Desembarquei a umas três quadras do endereço indicado, subi uma pequena ladeira e cheguei na rua onde Erico Verissimo havia comprado aquela mesma casa há 42 anos. É uma casa antiga, discreta, que não chama nem um pouco a atenção pela beleza ou pelo luxo, com várias plantas e flores na frente, ao melhor estilo interiorano cruz-altense. Inclusive, quando Luis Fernando me passou o endereço por telefone, perguntei:
- E qual o número do apartamento?
- Não é apartamento, é casa – respondeu.
Tu vês. Imaginava que um dos cronistas mais importantes da história da literatura brasileira morasse em um prédio hiper-moderno, com mil seguranças e obras pós-modernas no pátio. Mas não. Luis Fernando Verissimo preserva as raízes plantadas por seu ilustre pai. Chegando lá, apartei uma campainha e uma senhora abriu. Luis Fernando estava escrevendo, e ela me convidou para assistir a um vídeo de uma viagem feita por alguém da família às Águas Quentes de Minas Gerais. Além da senhora, que depois descobri que era a esposa de Luis Fernando, Lúcia Helena Massa, também estavam na sala: a filha, Fernanda Verissimo, seu respectivo marido, o americano Andrew Sikes, e a neta de Luis Fernando, Lucinda Heather Verissimo Sykes, que tem pouco mais de um ano. Fiquei observando a mais nova integrante da família Verissimo virar cambota na frente da TV, entre uma resmungada e outra, na tentativa de articular algumas palavrinhas em inglês para o pai, e outras em português para a mãe.
Enfim, eu estava ali, embasbacado com tudo aquilo, quando entrou na sala o próprio Luis Fernando Verissimo.
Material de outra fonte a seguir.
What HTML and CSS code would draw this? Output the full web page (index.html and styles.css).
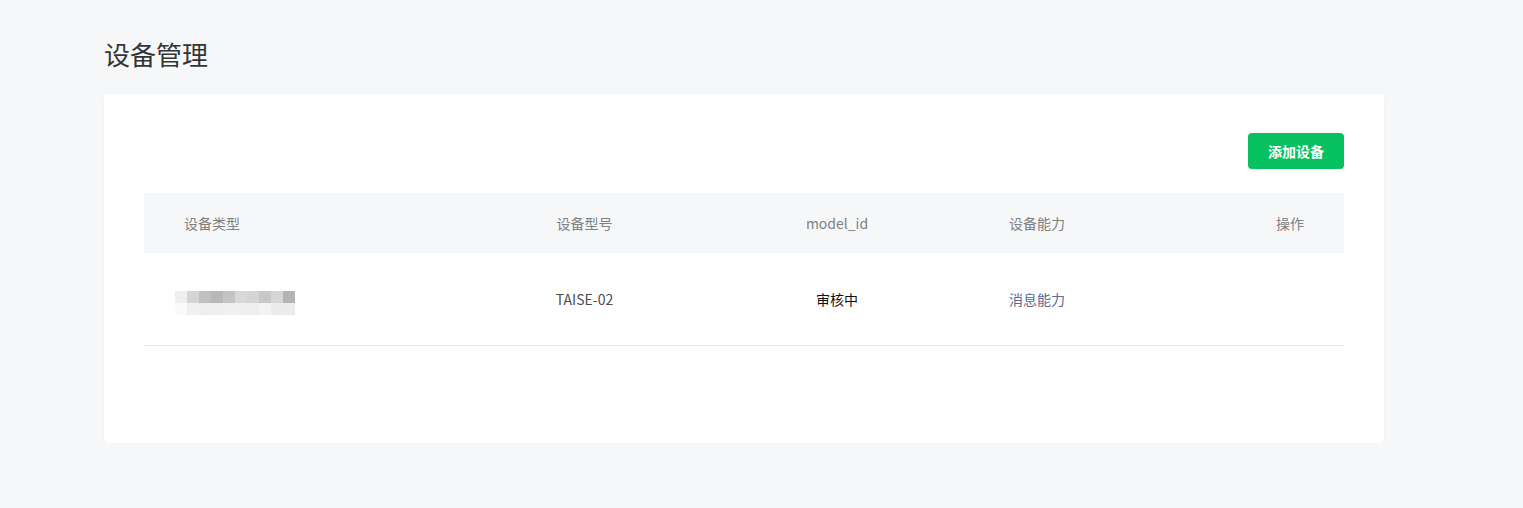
FILE: index.html
```html
<!DOCTYPE html>
<html lang="zh-CN">
<head>
  <meta charset="UTF-8">
  <title>设备管理</title>
  <link rel="stylesheet" href="styles.css">
</head>
<body>
<div class="page">
  <h1 class="page-title">设备管理</h1>

  <div class="card">
    <div class="toolbar">
      <button class="btn-primary">添加设备</button>
    </div>

    <div class="table">
      <div class="row head">
        <div class="cell left">设备类型</div>
        <div class="cell center">设备型号</div>
        <div class="cell center">model_id</div>
        <div class="cell left">设备能力</div>
        <div class="cell right">操作</div>
      </div>
      <div class="row body">
        <div class="cell left">
          <!-- masked device name -->
          <div class="mosaic">
            <span style="background:#efefef"></span><span style="background:#d4d4d4"></span><span style="background:#c0c0c0"></span><span style="background:#b8b8b8"></span><span style="background:#c4c4c4"></span><span style="background:#d8d8d8"></span><span style="background:#d4d4d4"></span><span style="background:#c8c8c8"></span><span style="background:#d6d6d6"></span><span style="background:#b4b4b4"></span>
            <span style="background:#fafafa"></span><span style="background:#f0f0f0"></span><span style="background:#eeeeee"></span><span style="background:#efefef"></span><span style="background:#f0f0f0"></span><span style="background:#efefef"></span><span style="background:#efefef"></span><span style="background:#f3f3f3"></span><span style="background:#ebebeb"></span><span style="background:#ececec"></span>
          </div>
        </div>
        <div class="cell center">TAISE-02</div>
        <div class="cell center status">审核中</div>
        <div class="cell left"><a class="link" href="#">消息能力</a></div>
        <div class="cell right"></div>
      </div>
    </div>
  </div>
</div>
</body>
</html>
```

FILE: styles.css
```css
html, body {
  margin: 0;
  padding: 0;
  background: #f6f7f9;
  font-family: "Noto Sans CJK SC", "Liberation Sans", sans-serif;
  color: #353535;
}
.page {
  padding: 34px 0 0 104px;
  width: 1280px;
}
.page-title {
  margin: 0 0 20px;
  font-size: 26px;
  font-weight: normal;
  line-height: 40px;
  color: #353535;
}
.card {
  background: #fff;
  border-radius: 4px;
  box-shadow: 0 1px 3px rgba(0, 0, 0, 0.04);
  padding: 39px 40px 97px;
}
.toolbar {
  display: flex;
  justify-content: flex-end;
  margin-bottom: 24px;
}
.btn-primary {
  width: 96px;
  height: 36px;
  border: 0;
  border-radius: 4px;
  background: #07c160;
  color: #fff;
  font-family: inherit;
  font-size: 14px;
  font-weight: bold;
  cursor: pointer;
}
.row {
  display: grid;
  grid-template-columns: 320px 241px 264px 231px 1fr;
  align-items: center;
  font-size: 14px;
}
.row.head {
  height: 60px;
  background: #f6f7f9;
  color: #808080;
}
.row.body {
  height: 92px;
  border-bottom: 1px solid #e5e5e5;
  color: #4d4d4d;
}
.cell {
  padding: 0 40px;
}
.cell.left { text-align: left; }
.cell.center { text-align: center; padding: 0; }
.cell.right { text-align: right; }
.status {
  color: #111;
}
.link {
  color: #576b95;
  text-decoration: none;
}
.mosaic {
  display: grid;
  grid-template-columns: repeat(10, 12px);
  grid-auto-rows: 12px;
  margin: 8px 0 0 -9px;
}
```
Cumprimentou-me timidamente, e fomos para a biblioteca particular dele, que contém, literalmente, milhares e milhares de livros.
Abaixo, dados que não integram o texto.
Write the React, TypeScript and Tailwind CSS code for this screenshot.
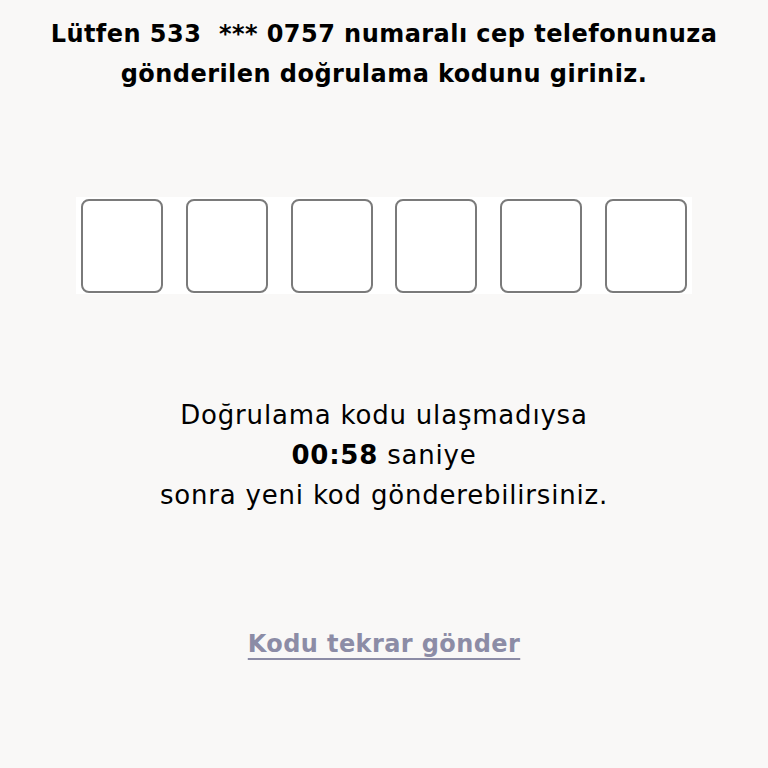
import { useRef, useState } from 'react';

const CODE_LENGTH = 6;

export default function App() {
  const [digits, setDigits] = useState<string[]>(Array(CODE_LENGTH).fill(''));
  const inputs = useRef<(HTMLInputElement | null)[]>([]);

  const handleChange = (index: number, value: string) => {
    const v = value.replace(/\D/g, '').slice(-1);
    const next = [...digits];
    next[index] = v;
    setDigits(next);
    if (v && index < CODE_LENGTH - 1) inputs.current[index + 1]?.focus();
  };

  return (
    <div
      className="min-h-screen w-full bg-[#f9f8f7] text-black flex flex-col items-center"
      style={{ fontFamily: '"DejaVu Sans", "Noto Sans", sans-serif' }}
    >
      <h1 className="mt-[14px] text-center text-[24px] leading-[40px] font-bold tracking-[0.45px]">
        Lütfen 533&nbsp; *** 0757 numaralı cep telefonunuza
        <br />
        gönderilen doğrulama kodunu giriniz.
      </h1>

      <div className="mt-[103px] w-[616px] h-[97px] bg-white flex items-center justify-between px-[5px]">
        {digits.map((d, i) => (
          <input
            key={i}
            ref={(el) => {
              inputs.current[i] = el;
            }}
            value={d}
            onChange={(e) => handleChange(i, e.target.value)}
            inputMode="numeric"
            maxLength={1}
            className="w-[82px] h-[94px] rounded-[8px] border-2 border-[#7a7a7a] bg-white text-center text-3xl outline-none"
          />
        ))}
      </div>

      <p className="mt-[101px] text-center text-[26px] leading-[40px] tracking-[0.8px]">
        Doğrulama kodu ulaşmadıysa
        <br />
        <span className="font-bold">00:58</span> saniye
        <br />
        sonra yeni kod gönderebilirsiniz.
      </p>

      <button className="mt-[109px] text-[24px] leading-[40px] font-semibold tracking-[0.4px] text-[#8c8ca6] underline underline-offset-[6px] decoration-[2px]">
        Kodu tekrar gönder
      </button>
    </div>
  );
}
Sentado de frente com um monstro da literatura brasileira (no melhor dos sentidos, obviamente) eu tentei explorar o máximo que pude as informações e o conhecimento dele para usar na minha dissertação.
Entre outras coisas, Luis Fernando Verissimo contou que seu pai, Erico, tinha um programa infantil na Rádio Farroupilha, mas tirou-o do ar porque a censura da época queria ver o conteúdo antes, e como ele ficava com as crianças no estúdio contando histórias na base do improviso, ele resolveu cancelar tudo. Inclusive, Luis Fernando destacou que as primeiras leituras que fez em sua vida, foram dos livros infantis do próprio Erico. “Já o primeiro livro adulto que li foi o Caminhos Cruzados, também do pai. Mas tinha que ler escondido, já que era proibido para crianças na época”, revela.
Além disso, ele ressaltou que Erico sempre lhe deu liberdade total para escrever. “Lembro que quando comecei a escrever ele me disse que gostou do meu estilo e que eu escrevia bem. No entanto, essa opinião é um tanto suspeita, já que ele é meu pai...”, disse, antes de soltar um tímido sorriso.
E foi com a fala pausada e com a sua famosa e característica timidez escancarada na minha frente que ele lembrava de algumas histórias de seu pai, enquanto eu as ouvia atentamente, sem piscar os olhos. Confesso que cheguei a lembrar de uma frase dita pelo próprio Erico, certa vez, em uma entrevista para algum jornal da época: “na verdade eu sou escritor, e quem quer saber o que eu penso deve ler os meus livros, e não pedir para que eu fale”. No entanto, entre um silêncio e outro, eu olhava os livros nas estantes, as fotos e quadros com a imagem de Erico Verissimo espalhados pela sala, e para a cara redonda e simpática de Luis Fernando Verissimo, enquanto pensava: quantas histórias! Terminada a entrevista, ainda dei uma carona de guarda-chuva para Luis Fernando até me despedir e ingressar na chuva novamente, descendo a ladeira, rumo a parada de ônibus. Realmente, esse foi um belo dia de chuva em Porto Alegre.